In fact, I could turn the argument the other way 'round and say this: Hollywood is rebooting so much because putting out the new is so risky. I don’t think that is even a controversial statement. New would-be trilogies, such as Jupiter Ascending are flopping left and right. The weight of the past is so great that that’s the only safe bet these days.

This is an argument in favor of my position! Because yes, they are born blank, and they can be just as satisfied with the Star Wars OT as a new movie.

Young people today are often quite satisfied to listen to old music as well. They will listen to the Beatles, other 60s stuff, and demonstrate their own kind of nostalgia for the 70s and 80s. I was looking at a Quiet Riot video, and young people were saying, “Man it would have been a blast to live during the 80s!” Mmm, not really, but the music really did seem new then (often new and terrible, but new).

So yes, kids being born in 2016 will have 120+ years of movies and recorded music and several centuries of fiction to enjoy.
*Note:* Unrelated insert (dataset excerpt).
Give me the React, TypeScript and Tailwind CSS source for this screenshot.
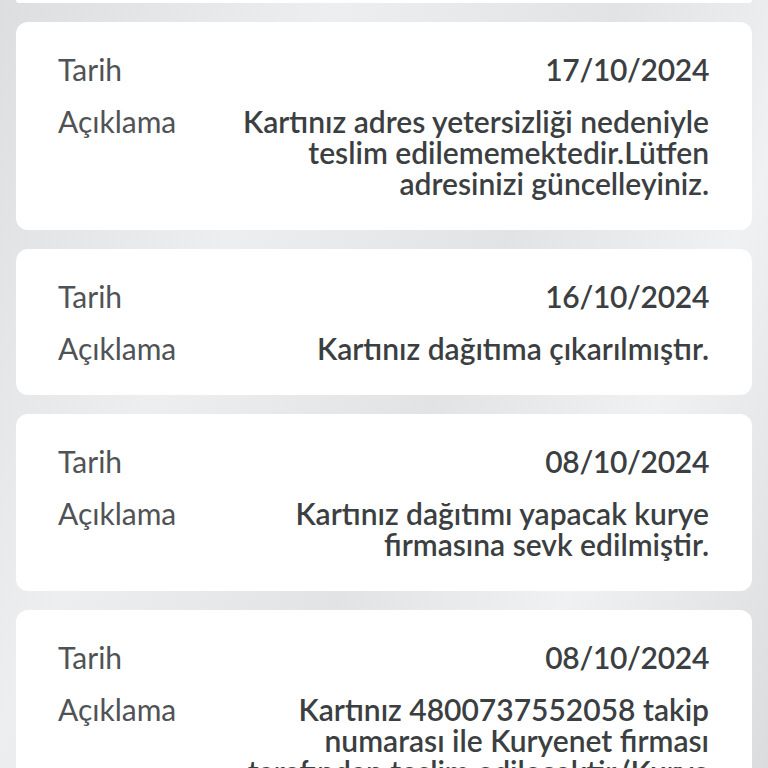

This doesn’t put downward pressure on creation of the new?

This was true even when I was a kid. I listened to 50s rock collections and watched Brady Bunch reruns. The two big TV events of the year were watching Willy Wonka and the Wizard of Oz. Plus we had Disney stuff.

And now, you have 40 more years of pop culture thrown on top of that plus–the real game changer–the Internet. Instant access to most if not all of it.

I think there is infinite scope for new fiction, movies, music, etc. My point is that the broad strokes have been done and done. You can write a zombie novel 1M ways, but the concept of the zombie itself is not going to be new and shocking to someone, as it probably was to the vast majority of people who saw Night of the Living Dead in 1968. The book you describe sounds like fun, and I understand your point about how it uses nostalgia. But it only marks off a small amount of territory that someone might want to use. Chosen One Wizard Boy in Magical School, however derivative it itself may have been, marks off a very large amount of territory.